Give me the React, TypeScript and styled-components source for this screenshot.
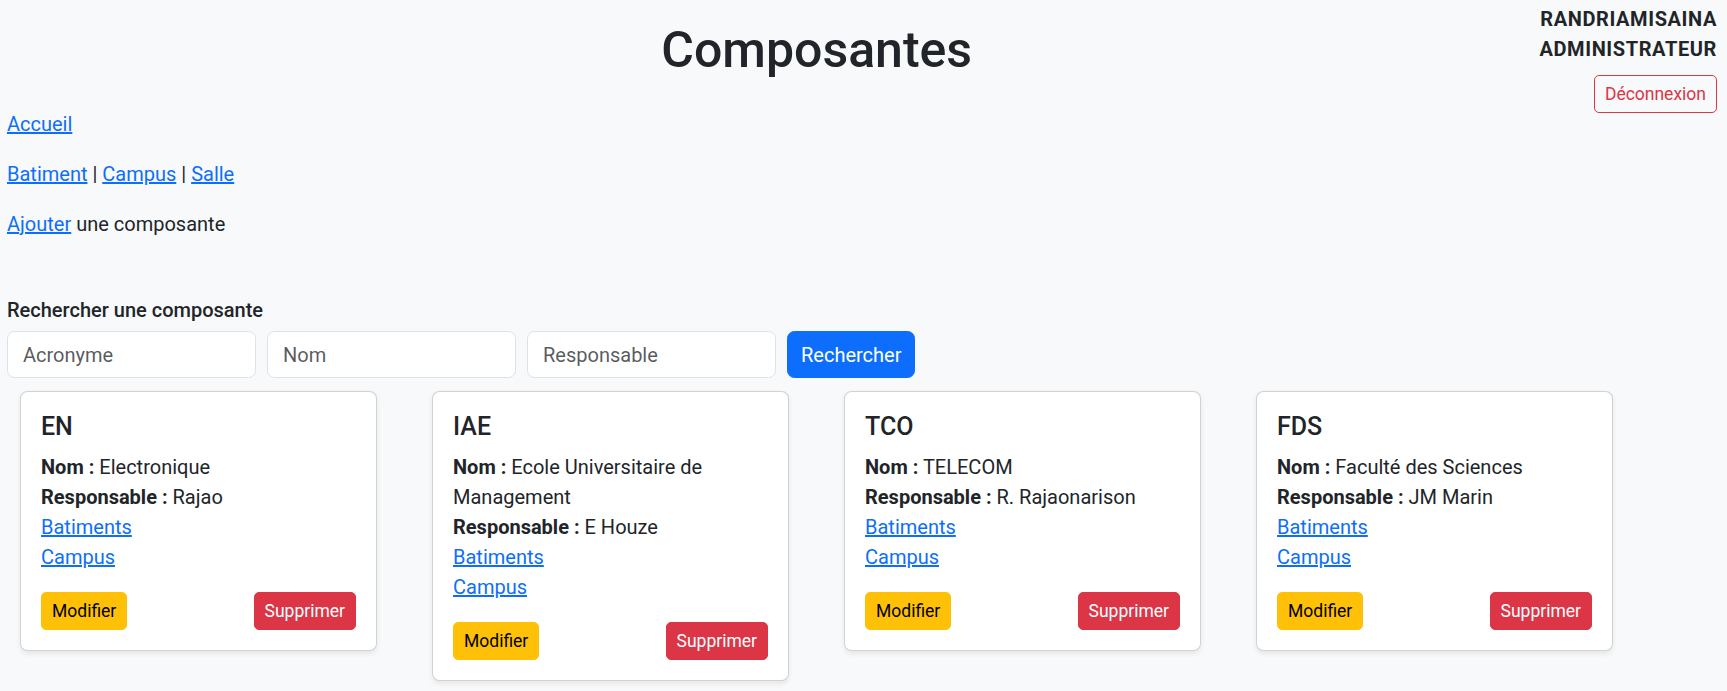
import React from "react";
import styled, { createGlobalStyle } from "styled-components";

const GlobalStyle = createGlobalStyle`
  html, body {
    margin: 0;
    padding: 0;
    background: #f8f9fa;
  }
  body {
    font-family: Roboto, "Liberation Sans", sans-serif;
    font-size: 20px;
    line-height: 30px;
    color: #212529;
  }
  * { box-sizing: border-box; }
`;

const Page = styled.div`
  display: flow-root;
  padding: 0 9px 0 7px;
  min-height: 100vh;
`;

const UserBlock = styled.div`
  float: right;
  margin: 4px 1px 0 0;
  text-align: right;
  font-weight: 700;
  display: flex;
  flex-direction: column;
  align-items: flex-end;
`;

const UserLine = styled.div`
  line-height: 30px;
  letter-spacing: 0.6px;
`;

const Title = styled.h1`
  margin: 0 0 29px;
  padding: 20px 0 0 87px;
  text-align: center;
  font-size: 50px;
  line-height: 60px;
  font-weight: 500;
`;

const NavLine = styled.p`
  margin: 0 0 20px;
`;

const Link = styled.a`
  color: #0d6efd;
  text-decoration: underline;
  cursor: pointer;
`;

const SearchForm = styled.form`
  margin-top: 59px;
`;

const SearchLabel = styled.div`
  font-size: 20px;
  line-height: 24px;
  font-weight: 500;
  margin-bottom: 9px;
`;

const SearchRow = styled.div`
  display: flex;
  gap: 11px;
`;

const Input = styled.input`
  width: 249px;
  height: 47px;
  padding: 7.5px 15px;
  font-family: inherit;
  font-size: 20px;
  line-height: 30px;
  color: #212529;
  background: #fff;
  border: 1px solid #dee2e6;
  border-radius: 7.5px;
  outline: none;
  &::placeholder {
    color: rgba(33, 37, 41, 0.75);
  }
`;

type Variant = "primary" | "warning" | "danger" | "outlineDanger";

const variantStyles: Record<Variant, string> = {
  primary: "background:#0d6efd;border-color:#0d6efd;color:#fff;",
  warning: "background:#ffc107;border-color:#ffc107;color:#000;",
  danger: "background:#dc3545;border-color:#dc3545;color:#fff;",
  outlineDanger: "background:transparent;border-color:#dc3545;color:#dc3545;",
};

const Button = styled.button<{ $variant: Variant; $small?: boolean }>`
  font-family: inherit;
  font-weight: 400;
  border: 1px solid transparent;
  cursor: pointer;
  white-space: nowrap;
  ${(p) =>
    p.$small
      ? `font-size:17.5px;line-height:26.25px;padding:5px 10px;border-radius:5px;`
      : `font-size:20px;line-height:30px;padding:7px 13px;border-radius:7.5px;`}
  ${(p) => variantStyles[p.$variant]}
`;

const LogoutButton = styled(Button)`
  margin-top: 11px;
`;

const Cards = styled.div`
  display: grid;
  grid-template-columns: repeat(4, 357px);
  column-gap: 55px;
  align-items: start;
  margin-top: 13px;
  padding-left: 13px;
`;

const Card = styled.div`
  background: #fff;
  border: 1px solid rgba(0, 0, 0, 0.175);
  border-radius: 7.5px;
  box-shadow: 0 2.5px 5px rgba(0, 0, 0, 0.075);
  padding: 20px;
`;

const CardTitle = styled.h5`
  margin: 0 0 10px;
  font-size: 25px;
  line-height: 30px;
  font-weight: 500;
`;

const CardLine = styled.div`
  line-height: 30px;
`;

const Label = styled.b`
  font-weight: 700;
`;

const CardActions = styled.div`
  display: flex;
  justify-content: space-between;
  margin-top: 20px;
`;

const composantes = [
  { acronyme: "EN", nom: "Electronique", responsable: "Rajao" },
  { acronyme: "IAE", nom: "Ecole Universitaire de Management", responsable: "E Houze" },
  { acronyme: "TCO", nom: "TELECOM", responsable: "R. Rajaonarison" },
  { acronyme: "FDS", nom: "Faculté des Sciences", responsable: "JM Marin" },
];

export default function App() {
  return (
    <>
      <GlobalStyle />
      <Page>
        <UserBlock>
          <UserLine>RANDRIAMISAINA</UserLine>
          <UserLine>ADMINISTRATEUR</UserLine>
          <LogoutButton $variant="outlineDanger" $small>
            Déconnexion
          </LogoutButton>
        </UserBlock>
        <Title>Composantes</Title>

        <NavLine>
          <Link>Accueil</Link>
        </NavLine>
        <NavLine>
          <Link>Batiment</Link> | <Link>Campus</Link> | <Link>Salle</Link>
        </NavLine>
        <NavLine>
          <Link>Ajouter</Link> une composante
        </NavLine>

        <SearchForm onSubmit={(e) => e.preventDefault()}>
          <SearchLabel>Rechercher une composante</SearchLabel>
          <SearchRow>
            <Input placeholder="Acronyme" />
            <Input placeholder="Nom" />
            <Input placeholder="Responsable" />
            <Button $variant="primary" type="submit">
              Rechercher
            </Button>
          </SearchRow>
        </SearchForm>

        <Cards>
          {composantes.map((c) => (
            <Card key={c.acronyme}>
              <CardTitle>{c.acronyme}</CardTitle>
              <CardLine>
                <Label>Nom :</Label> {c.nom}
              </CardLine>
              <CardLine>
                <Label>Responsable :</Label> {c.responsable}
              </CardLine>
              <CardLine>
                <Link>Batiments</Link>
              </CardLine>
              <CardLine>
                <Link>Campus</Link>
              </CardLine>
              <CardActions>
                <Button $variant="warning" $small>
                  Modifier
                </Button>
                <Button $variant="danger" $small>
                  Supprimer
                </Button>
              </CardActions>
            </Card>
          ))}
        </Cards>
      </Page>
    </>
  );
}
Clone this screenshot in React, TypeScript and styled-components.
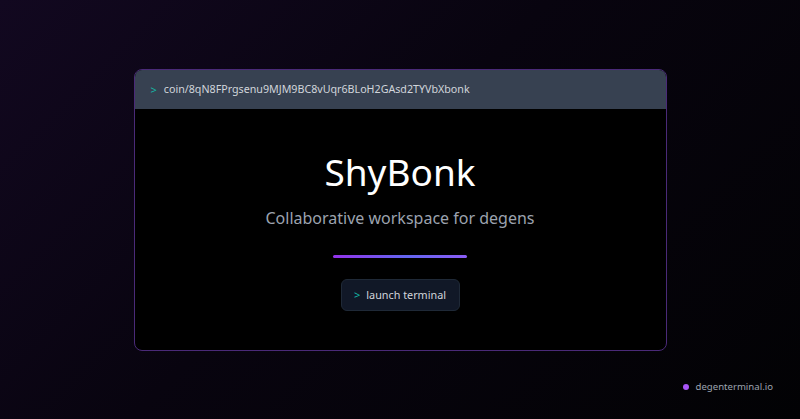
import React from "react";
import styled, { createGlobalStyle } from "styled-components";

const Global = createGlobalStyle`
  html, body { margin: 0; padding: 0; background: #05030a; }
  body { font-family: "Noto Sans", "Open Sans", sans-serif; }
  * { box-sizing: border-box; }
`;

const Page = styled.div`
  width: 800px;
  height: 419px;
  display: grid;
  grid-template-rows: 1fr auto 1fr;
  justify-items: center;
  background: linear-gradient(135deg, #120820 0%, #08040f 45%, #020204 100%);
  overflow: hidden;
`;

const Card = styled.div`
  grid-row: 2;
  width: 533px;
  height: 282px;
  border: 1px solid #4a2a78;
  border-radius: 8px;
  background: #000;
  overflow: hidden;
  display: flex;
  flex-direction: column;
`;

const Header = styled.div`
  height: 39px;
  flex: none;
  background: #374151;
  display: flex;
  align-items: center;
  padding-left: 16px;
  gap: 7px;
  font-size: 10.7px;
  color: #d1d5db;
`;

const Prompt = styled.span`
  color: #14b8a6;
  font-size: 11px;
`;

const Body = styled.div`
  flex: 1;
  display: flex;
  flex-direction: column;
  align-items: center;
  padding-top: 39px;
`;

const Title = styled.h1`
  margin: 0;
  font-weight: 400;
  font-size: 37px;
  line-height: 48px;
  color: #ffffff;
`;

const Subtitle = styled.p`
  margin: 10px 0 0;
  font-size: 16px;
  line-height: 24px;
  color: #9ca3af;
`;

const Divider = styled.div`
  margin-top: 25px;
  width: 134px;
  height: 3px;
  border-radius: 2px;
  background: linear-gradient(90deg, #9333ea 0%, #6366f1 55%, #8b5cf6 100%);
`;

const Button = styled.button`
  margin-top: 21px;
  height: 32px;
  width: 119px;
  display: flex;
  align-items: center;
  justify-content: center;
  gap: 6px;
  background: #111827;
  border: 1px solid #1f2937;
  border-radius: 6px;
  color: #d1d5db;
  font-family: inherit;
  font-size: 10.8px;
  padding: 0;
`;

const Footer = styled.div`
  grid-row: 3;
  justify-self: end;
  align-self: end;
  display: flex;
  align-items: center;
  gap: 7px;
  padding: 0 27px 26px 0;
  font-size: 9.6px;
  color: #9ca3af;
`;

const Dot = styled.span`
  width: 6px;
  height: 6px;
  border-radius: 50%;
  background: #a855f7;
`;

export default function App() {
  return (
    <>
      <Global />
      <Page>
        <Card>
          <Header>
            <Prompt>&gt;</Prompt>
            <span>coin/8qN8FPrgsenu9MJM9BC8vUqr6BLoH2GAsd2TYVbXbonk</span>
          </Header>
          <Body>
            <Title>ShyBonk</Title>
            <Subtitle>Collaborative workspace for degens</Subtitle>
            <Divider />
            <Button>
              <Prompt>&gt;</Prompt>
              <span>launch terminal</span>
            </Button>
          </Body>
        </Card>
        <Footer>
          <Dot />
          <span>degenterminal.io</span>
        </Footer>
      </Page>
    </>
  );
}
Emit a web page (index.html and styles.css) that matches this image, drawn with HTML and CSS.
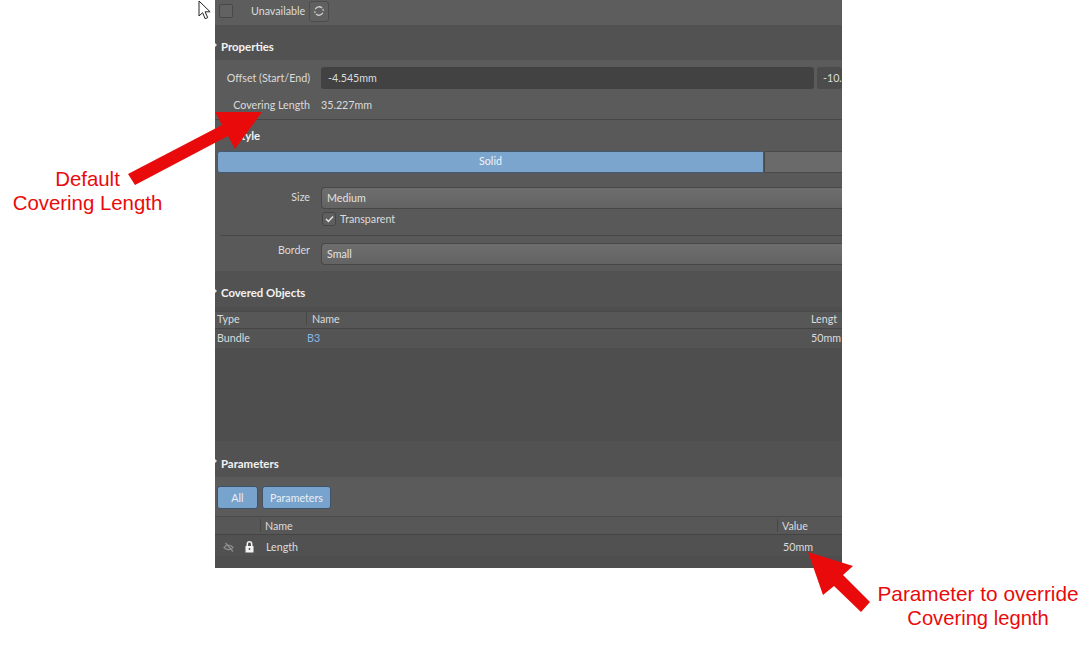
# # # # #
Problem details: Return only those lines of the records that contain the string "React".

Correct output:
Give me the React, TypeScript and styled-components source for this screenshot.
import React from "react";
Clone this screenshot in React, TypeScript and styled-components.
import React from "react";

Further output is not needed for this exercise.